When will we reach the singularity? What will the future look like? What's the universe made of? Sometimes client work takes us to some mind-bending places. Here are some of the gems we've stumbled across in our research...

By: Phyllida Bluemel,   1 minute

1. Ethical quandaries in the age of big data, Justin Grace
The freelance data scientist, who has worked in academia, technology, healthcare and most recently digital media with the Guardian, discusses the complexities of data use and misuse.

 

How can consciousness arise within the laws of Physics?

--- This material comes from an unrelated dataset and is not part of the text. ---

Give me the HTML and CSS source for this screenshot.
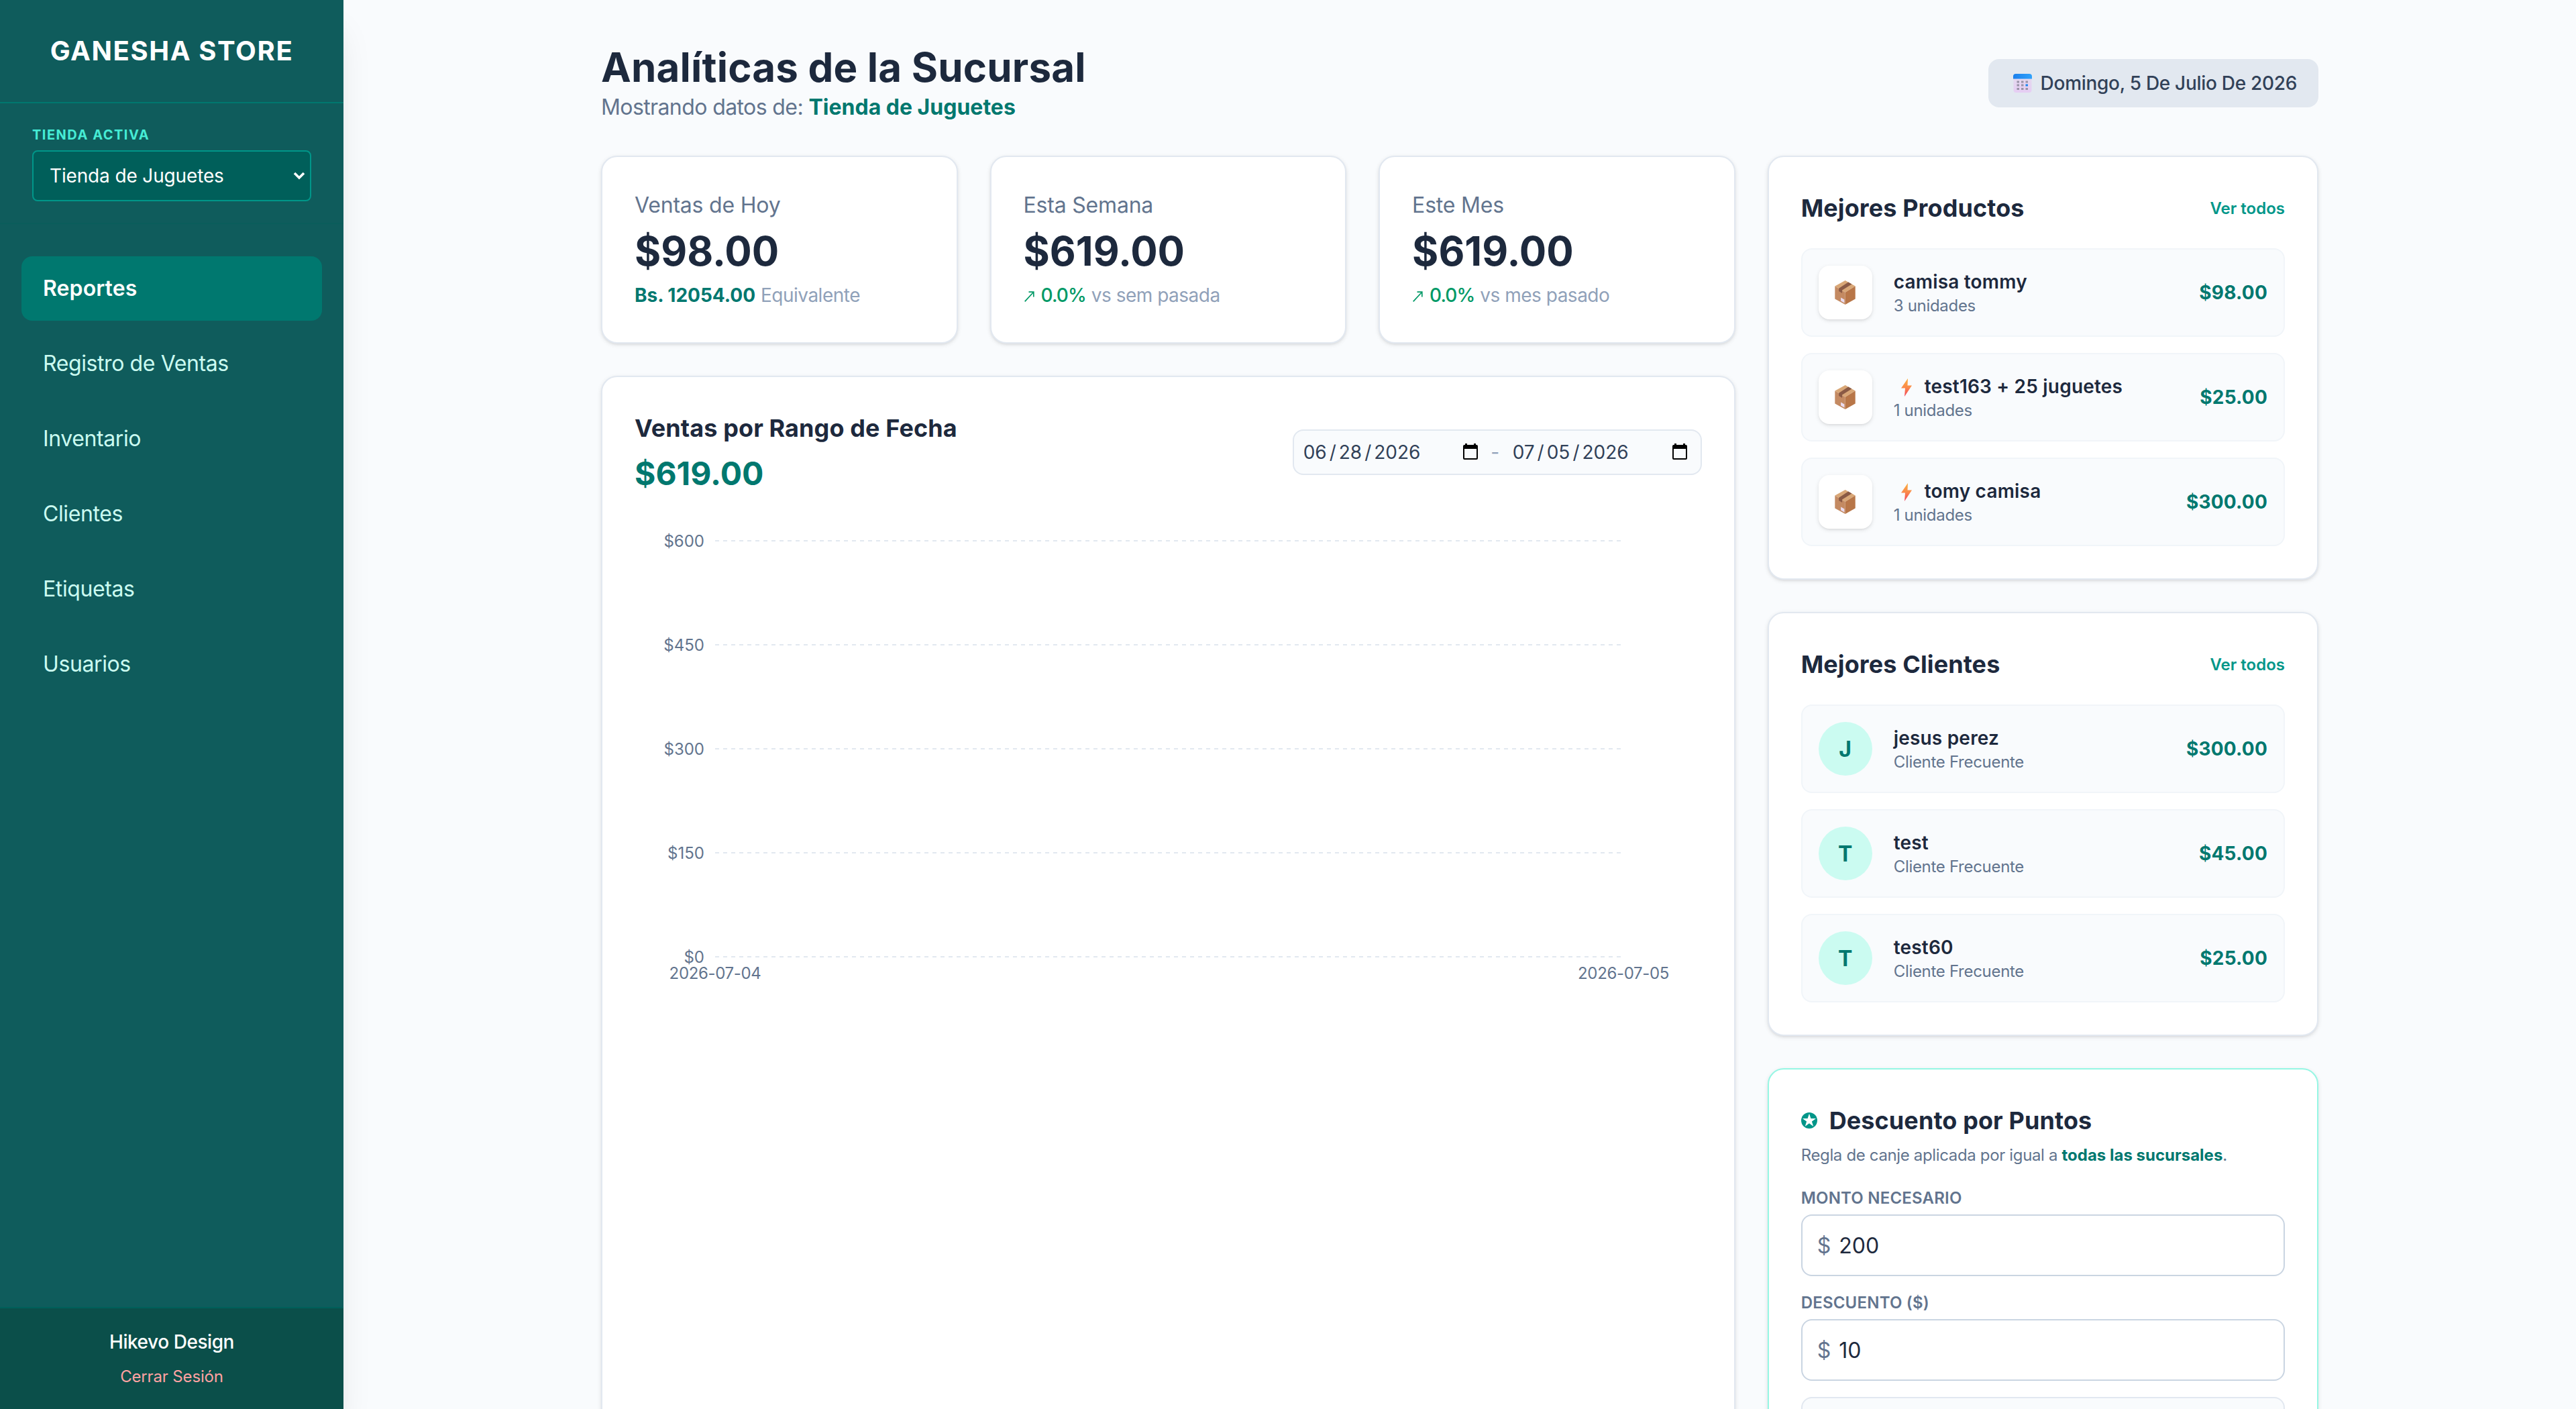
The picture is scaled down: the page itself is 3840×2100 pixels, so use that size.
FILE: index.html
```html
<!DOCTYPE html>
<html lang="es">
<head>
    <meta charset="UTF-8">
    <meta name="viewport" content="width=device-width, initial-scale=1.0">
    <title>Ganesha Store - Reportes</title>
    <link rel="stylesheet" href="styles.css">
</head>
<body>
    <!-- Símbolos reutilizables -->
    <svg class="symbols" width="0" height="0">
        <defs>
            <linearGradient id="bolt-fill" x1="0" y1="0" x2="0" y2="1">
                <stop offset="0" stop-color="#fbb03f"/>
                <stop offset="0.5" stop-color="#fa8a4b"/>
                <stop offset="1" stop-color="#f2415c"/>
            </linearGradient>
            <linearGradient id="cal-fill" x1="0" y1="0" x2="0" y2="1">
                <stop offset="0" stop-color="#e3dcee"/>
                <stop offset="1" stop-color="#e6cdf3"/>
            </linearGradient>
            <linearGradient id="cal-top" x1="0" y1="0" x2="1" y2="0">
                <stop offset="0" stop-color="#1b7fec"/>
                <stop offset="1" stop-color="#2fa2fb"/>
            </linearGradient>
        </defs>
        <symbol id="icon-box" viewBox="0 0 93 110">
            <path d="M47 0 93 26 47 54 0 26Z" fill="#d9a777"/>
            <path d="M0 26 47 54V110L0 84Z" fill="#c48a62"/>
            <path d="M93 26V84L47 110V54Z" fill="#b87648"/>
            <path d="M61 8 77 17 33 44V58L18 49V36Z" fill="#8a5a45"/>
            <path d="M27 78 43 87V102L27 93Z" fill="#eadcf0"/>
        </symbol>
        <symbol id="icon-bolt" viewBox="0 0 16 27">
            <path d="M10 0 0 14.500H6L5 27 16 10.500H9.500Z" fill="url(#bolt-fill)"/>
        </symbol>
        <symbol id="icon-date" viewBox="0 0 22 24">
            <path d="M3 0h3v2h10V0h3v2h1a2 2 0 0 1 2 2v18a2 2 0 0 1-2 2H2a2 2 0 0 1-2-2V4a2 2 0 0 1 2-2h1zM2 8v14h18V8z" fill="#000"/>
        </symbol>
        <symbol id="icon-up" viewBox="0 0 15 16">
            <path d="M0.700 15.300 13.500 1.500M6.500 1.200H13.800V8.500" fill="none" stroke="#009966" stroke-width="1.700"/>
        </symbol>
    </svg>

    <div class="app">
        <aside class="sidebar">
            <div class="brand">GANESHA STORE</div>
            <div class="store">
                <div class="store-label">TIENDA ACTIVA</div>
                <div class="store-select">
                    <span>Tienda de Juguetes</span>
                    <svg width="18" height="12" viewBox="0 0 18 12"><path d="M2 2 9 9 16 2" fill="none" stroke="#fff" stroke-width="3.600"/></svg>
                </div>
            </div>
            <nav class="menu">
                <a class="menu-item active">Reportes</a>
                <a class="menu-item">Registro de Ventas</a>
                <a class="menu-item">Inventario</a>
                <a class="menu-item">Clientes</a>
                <a class="menu-item">Etiquetas</a>
                <a class="menu-item">Usuarios</a>
            </nav>
            <div class="user">
                <div class="user-name">Hikevo Design</div>
                <a class="logout">Cerrar Sesión</a>
            </div>
        </aside>

        <main class="main">
            <div class="container">
                <header class="page-header">
                    <div>
                        <h1>Analíticas de la Sucursal</h1>
                        <p class="subtitle">Mostrando datos de: <strong>Tienda de Juguetes</strong></p>
                    </div>
                    <div class="today">
                        <svg width="28" height="28" viewBox="0 0 28 28">
                            <rect x="0.500" y="1" width="27" height="27" rx="4" fill="url(#cal-fill)"/>
                            <path d="M0 7.500V4a4 4 0 0 1 4-4h20a4 4 0 0 1 4 4v3.500z" fill="url(#cal-top)"/>
                            <g fill="#9a93a8">
                                <rect x="5.500" y="10.500" width="3.500" height="3"/><rect x="12" y="10.500" width="3.500" height="3"/><rect x="18.500" y="10.500" width="3.500" height="3"/>
                                <rect x="5.500" y="15.500" width="3.500" height="3"/><rect x="12" y="15.500" width="3.500" height="3"/>
                                <rect x="5.500" y="21" width="3.500" height="3"/><rect x="12" y="21" width="3.500" height="3"/><rect x="18.500" y="21" width="3.500" height="3"/>
                            </g>
                            <rect x="18.500" y="15.500" width="3.500" height="3" fill="#1b85f0"/>
                        </svg>
                        <span>Domingo, 5 De Julio De 2026</span>
                    </div>
                </header>

                <div class="columns">
                    <div class="col-main">
                        <div class="stats">
                            <div class="card stat">
                                <div class="stat-label">Ventas de Hoy</div>
                                <div class="stat-value">$98.00</div>
                                <div class="stat-note"><b>Bs. 12054.00</b> <span>Equivalente</span></div>
                            </div>
                            <div class="card stat">
                                <div class="stat-label">Esta Semana</div>
                                <div class="stat-value">$619.00</div>
                                <div class="stat-note"><svg class="up" width="15" height="16"><use href="#icon-up"/></svg><em>0.0%</em> <span>vs sem pasada</span></div>
                            </div>
                            <div class="card stat">
                                <div class="stat-label">Este Mes</div>
                                <div class="stat-value">$619.00</div>
                                <div class="stat-note"><svg class="up" width="15" height="16"><use href="#icon-up"/></svg><em>0.0%</em> <span>vs mes pasado</span></div>
                            </div>
                        </div>

                        <div class="card chart-card">
                            <div class="chart-header">
                                <div>
                                    <h2>Ventas por Rango de Fecha</h2>
                                    <div class="chart-total">$619.00</div>
                                </div>
                                <div class="range">
                                    <div class="date"><span>06<i>/</i>28<i>/</i>2026</span><svg width="22" height="24"><use href="#icon-date"/></svg></div>
                                    <span class="dash">-</span>
                                    <div class="date"><span>07<i>/</i>05<i>/</i>2026</span><svg width="22" height="24"><use href="#icon-date"/></svg></div>
                                </div>
                            </div>
                            <svg class="chart" width="1590" height="700" viewBox="0 0 1590 700">
                                <g class="grid-lines">
                                    <line x1="120" y1="20" x2="1474" y2="20"/>
                                    <line x1="120" y1="175" x2="1474" y2="175"/>
                                    <line x1="120" y1="330" x2="1474" y2="330"/>
                                    <line x1="120" y1="485" x2="1474" y2="485"/>
                                    <line x1="120" y1="640" x2="1474" y2="640"/>
                                </g>
                                <g class="axis axis-y">
                                    <text x="104" y="29">$600</text>
                                    <text x="104" y="184">$450</text>
                                    <text x="104" y="339">$300</text>
                                    <text x="104" y="494">$150</text>
                                    <text x="104" y="649">$0</text>
                                </g>
                                <g class="axis axis-x">
                                    <text x="120" y="673">2026-07-04</text>
                                    <text x="1474" y="673">2026-07-05</text>
                                </g>
                            </svg>
                        </div>
                    </div>

                    <div class="col-side">
                        <div class="card">
                            <div class="card-header">
                                <h2>Mejores Productos</h2>
                                <a class="see-all">Ver todos</a>
                            </div>
                            <div class="list">
                                <div class="item">
                                    <div class="thumb"><svg width="31" height="36"><use href="#icon-box"/></svg></div>
                                    <div class="item-info">
                                        <div class="item-name">camisa tommy</div>
                                        <div class="item-sub">3 unidades</div>
                                    </div>
                                    <div class="item-total">$98.00</div>
                                </div>
                                <div class="item">
                                    <div class="thumb"><svg width="31" height="36"><use href="#icon-box"/></svg></div>
                                    <div class="item-info">
                                        <div class="item-name"><svg class="bolt" width="16" height="27"><use href="#icon-bolt"/></svg>test163 + 25 juguetes</div>
                                        <div class="item-sub">1 unidades</div>
                                    </div>
                                    <div class="item-total">$25.00</div>
                                </div>
                                <div class="item">
                                    <div class="thumb"><svg width="31" height="36"><use href="#icon-box"/></svg></div>
                                    <div class="item-info">
                                        <div class="item-name"><svg class="bolt" width="16" height="27"><use href="#icon-bolt"/></svg>tomy camisa</div>
                                        <div class="item-sub">1 unidades</div>
                                    </div>
                                    <div class="item-total">$300.00</div>
                                </div>
                            </div>
                        </div>

                        <div class="card">
                            <div class="card-header">
                                <h2>Mejores Clientes</h2>
                                <a class="see-all">Ver todos</a>
                            </div>
                            <div class="list">
                                <div class="item">
                                    <div class="avatar">J</div>
                                    <div class="item-info">
                                        <div class="item-name">jesus perez</div>
                                        <div class="item-sub">Cliente Frecuente</div>
                                    </div>
                                    <div class="item-total">$300.00</div>
                                </div>
                                <div class="item">
                                    <div class="avatar">T</div>
                                    <div class="item-info">
                                        <div class="item-name">test</div>
                                        <div class="item-sub">Cliente Frecuente</div>
                                    </div>
                                    <div class="item-total">$45.00</div>
                                </div>
                                <div class="item">
                                    <div class="avatar">T</div>
                                    <div class="item-info">
                                        <div class="item-name">test60</div>
                                        <div class="item-sub">Cliente Frecuente</div>
                                    </div>
                                    <div class="item-total">$25.00</div>
                                </div>
                            </div>
                        </div>

                        <div class="card discount">
                            <div class="discount-title">
                                <svg width="24" height="24" viewBox="0 0 24 24">
                                    <circle cx="12" cy="12" r="12" fill="#009689"/>
                                    <path d="M12 1.800 14.400 9H22L15.900 13.500 18.200 20.700 12 16.300 5.800 20.700 8.100 13.500 2 9H9.600Z" fill="#fff"/>
                                </svg>
                                <h2>Descuento por Puntos</h2>
                            </div>
                            <p class="discount-text">Regla de canje aplicada por igual a <strong>todas las sucursales</strong>.</p>
                            <div class="field">
                                <div class="field-label">MONTO NECESARIO</div>
                                <div class="field-input"><span>$</span>200</div>
                            </div>
                            <div class="field">
                                <div class="field-label">DESCUENTO ($)</div>
                                <div class="field-input"><span>$</span>10</div>
                            </div>
                            <div class="rule-box"></div>
                        </div>
                    </div>
                </div>
            </div>
        </main>
    </div>
</body>
</html>
```
FILE: styles.css
```css
* {
    box-sizing: border-box;
}
body {
    font-family: Inter, "Liberation Sans", sans-serif;
    margin: 0;
    background-color: #f9fbfd;
    color: #1d293d;
    height: 100vh;
    overflow: hidden;
}
h1, h2, p {
    margin: 0;
}
.symbols {
    display: block;
}
.app {
    display: flex;
    height: 2100px;
    overflow: hidden;
}

/* Barra lateral */
.sidebar {
    width: 512px;
    flex-shrink: 0;
    display: flex;
    flex-direction: column;
    background-color: #0f5c5c;
    box-shadow: 0 40px 50px -10px rgba(0, 0, 0, 0.1), 0 16px 20px -12px rgba(0, 0, 0, 0.1);
}
.brand {
    padding: 48px 0;
    text-align: center;
    font-size: 40px;
    line-height: 56px;
    font-weight: 700;
    letter-spacing: 1.6px;
    color: #fff;
    border-bottom: 2px solid #00786f;
}
.store {
    padding: 32px 48px;
    border-bottom: 2px solid #0a5d5b;
}
.store-label {
    font-size: 20px;
    line-height: 30px;
    font-weight: 700;
    letter-spacing: 1.5px;
    color: #46ecd5;
    margin-bottom: 8px;
}
.store-select {
    display: flex;
    align-items: center;
    justify-content: space-between;
    height: 76px;
    padding: 0 7px 0 24px;
    border: 2px solid #009689;
    border-radius: 8px;
    background-color: #005f5a;
    color: #fff;
    font-size: 28px;
    letter-spacing: -0.15px;
}
.menu {
    flex: 1;
    display: flex;
    flex-direction: column;
    gap: 16px;
    padding: 48px 32px;
}
.menu-item {
    padding: 24px 32px;
    border-radius: 16px;
    font-size: 32px;
    line-height: 48px;
    letter-spacing: -0.4px;
    color: #cbfbf1;
}
.menu-item.active {
    background-color: #00786f;
    color: #fff;
    font-weight: 600;
    letter-spacing: 0.1px;
}
.user {
    height: 152px;
    padding-top: 30px;
    text-align: center;
    background-color: #0b4f4a;
    border-top: 2px solid #005f5a;
}
.user-name {
    font-size: 28px;
    line-height: 40px;
    font-weight: 500;
    letter-spacing: -0.45px;
    color: #fff;
}
.logout {
    display: block;
    margin-top: 16px;
    font-size: 24px;
    line-height: 32px;
    letter-spacing: -0.15px;
    color: #ffa2a2;
}

/* Contenido */
.main {
    flex: 1;
    padding-top: 64px;
}
.container {
    width: 2560px;
    margin: 0 auto;
}
.page-header {
    display: flex;
    align-items: center;
    justify-content: space-between;
    margin-bottom: 48px;
}
h1 {
    font-size: 60px;
    line-height: 72px;
    font-weight: 700;
    letter-spacing: 0.2px;
}
h2 {
    font-size: 36px;
    line-height: 56px;
    font-weight: 700;
    letter-spacing: 0.1px;
}
.subtitle {
    font-size: 32px;
    line-height: 48px;
    letter-spacing: -0.6px;
    color: #62748e;
}
.subtitle strong, .discount-text strong {
    letter-spacing: 0;
    color: #00786f;
}
.today {
    display: flex;
    align-items: center;
    justify-content: space-between;
    width: 492px;
    padding: 16px 32px 16px 37px;
    border-radius: 16px;
    background-color: #e2e8f0;
    color: #314158;
    font-size: 28px;
    line-height: 40px;
    font-weight: 500;
    letter-spacing: -0.3px;
}
.columns {
    display: grid;
    grid-template-columns: repeat(3, 1fr);
    gap: 48px;
}
.col-main {
    grid-column: span 2;
    display: flex;
    flex-direction: column;
    gap: 48px;
}
.col-side {
    display: flex;
    flex-direction: column;
    gap: 48px;
}
.card {
    padding: 48px;
    border: 2px solid #e2e8f0;
    border-radius: 24px;
    background-color: #fff;
    box-shadow: 0 2px 6px rgba(0, 0, 0, 0.1), 0 2px 4px -2px rgba(0, 0, 0, 0.1);
}
.stats {
    display: grid;
    grid-template-columns: repeat(3, 1fr);
    gap: 48px;
}
.stat {
    height: 280px;
}
.stat-label {
    font-size: 32px;
    line-height: 48px;
    letter-spacing: -0.2px;
    color: #62748e;
}
.stat-value {
    margin-top: 8px;
    font-size: 60px;
    line-height: 72px;
    font-weight: 700;
}
.stat-note {
    margin-top: 10px;
    font-size: 28px;
    line-height: 40px;
    color: #90a1b9;
}
.stat-note span {
    letter-spacing: -0.5px;
}
.stat-note b {
    color: #00786f;
}
.stat-note em {
    font-style: normal;
    font-weight: 500;
    letter-spacing: -0.9px;
    color: #009966;
}
.up {
    margin: 0 10px 0 1px;
}

/* Gráfica de ventas */
.chart-card {
    height: 1700px;
}
.chart-header {
    display: flex;
    align-items: center;
    justify-content: space-between;
    margin-bottom: 48px;
}
.chart-total {
    margin-top: 8px;
    font-size: 48px;
    line-height: 64px;
    font-weight: 700;
    color: #00786f;
}
.range {
    display: flex;
    align-items: center;
    justify-content: space-between;
    width: 610px;
    height: 68px;
    padding: 0 20px 0 14px;
    border: 2px solid #e2e8f0;
    border-radius: 16px;
    background-color: #f9fbfd;
    font-size: 28px;
    color: #314158;
}
.date {
    display: flex;
    align-items: center;
    justify-content: space-between;
    width: 260px;
}
.date i {
    font-style: normal;
    margin: 0 4px;
}
.date svg {
    margin-bottom: 2px;
}
.dash {
    color: #90a1b9;
}
.chart {
    display: block;
}
.grid-lines line {
    stroke: #e2e8f0;
    stroke-width: 2;
    stroke-dasharray: 6 6;
}
.axis text {
    font-size: 24px;
    fill: #62748e;
}
.axis-y text {
    text-anchor: end;
}
.axis-x text {
    text-anchor: middle;
    letter-spacing: -0.35px;
}

/* Listas */
.card-header {
    display: flex;
    align-items: center;
    justify-content: space-between;
    margin-bottom: 32px;
}
.see-all {
    font-size: 24px;
    font-weight: 600;
    color: #009689;
}
.list {
    display: flex;
    flex-direction: column;
    gap: 24px;
}
.item {
    display: flex;
    align-items: center;
    padding: 24px;
    border: 2px solid #f1f5f9;
    border-radius: 16px;
    background-color: #f9fbfd;
}
.thumb, .avatar {
    display: flex;
    align-items: center;
    justify-content: center;
    width: 80px;
    height: 80px;
    margin-right: 32px;
}
.thumb {
    border-radius: 16px;
    background-color: #fff;
    box-shadow: 0 2px 6px rgba(0, 0, 0, 0.1), 0 2px 4px -2px rgba(0, 0, 0, 0.1);
}
.avatar {
    border-radius: 50%;
    background-color: #cbfbf1;
    color: #00786f;
    font-size: 32px;
    font-weight: 700;
}
.item-info {
    flex: 1;
}
.item-name {
    font-size: 28px;
    line-height: 40px;
    font-weight: 600;
    letter-spacing: 0.2px;
}
.bolt {
    margin: 0 19px 0 11px;
    vertical-align: -5px;
}
.item-sub {
    font-size: 24px;
    line-height: 32px;
    letter-spacing: -0.3px;
    color: #62748e;
}
.item-total {
    font-size: 28px;
    font-weight: 700;
    letter-spacing: 0.2px;
    color: #00786f;
}

/* Descuento por puntos */
.discount {
    border-color: #96f7e4;
    height: 700px;
}
.discount-title {
    display: flex;
    align-items: center;
    gap: 18px;
}
.discount-text {
    margin: 8px 0 32px;
    font-size: 24px;
    line-height: 32px;
    letter-spacing: -0.35px;
    color: #62748e;
}
.field {
    margin-bottom: 24px;
}
.field-label {
    margin-bottom: 8px;
    font-size: 24px;
    line-height: 32px;
    font-weight: 600;
    letter-spacing: 0.2px;
    color: #62748e;
}
.field-input {
    display: flex;
    align-items: center;
    gap: 12px;
    height: 92px;
    padding: 0 22px;
    border: 2px solid #cad5e2;
    border-radius: 16px;
    background-color: #fff;
    font-size: 32px;
}
.field-input span {
    color: #62748e;
}
.rule-box {
    height: 140px;
    border: 2px solid #e2e8f0;
    border-radius: 16px;
    background-color: #f9fbfd;
}
```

With great opportunity comes great responsibility. The legendary mathematician Sir Roger Penrose examines what quantum computing might have to do with being human.

 

Ingenious minds: George Widener

Outsider artist George Widener, a high functioning calendar savant, can manipulate dates and numbers in incomprehensible ways. Channelling his talents into detailed, complex art intended for a future AI audience, this short doc showcases a remarkable brain and the beauty of numbers.

 

Grace Hopper MIT Lecture

“Everything turned out to be a system…we’re looking at a raw material called data.” This 1985 lecture from the inimitable Rear Admiral Grace Hopper is full of insight and peppered with anecdotes. The woman who invented the first operational compiled computer language is as funny, clever, and prescient as you’d expect.

 

Upgrading the particle physics toolkit: the future Circular Collider

We found the Higgs Boson. Where next? What are the kinds of questions we should be asking? John Womersley and Harry Cliff tell us, outlining plans for a large Hadron collider replacement that’ll tool up physicists taking on the deepest questions about the universe.

 

Why do ambitious women have flat heads?

Software pioneer Dame Stephanie Shirley humorously charts the opportunities she grasped as a woman in tech in the 1960s – a catalogue of life lessons.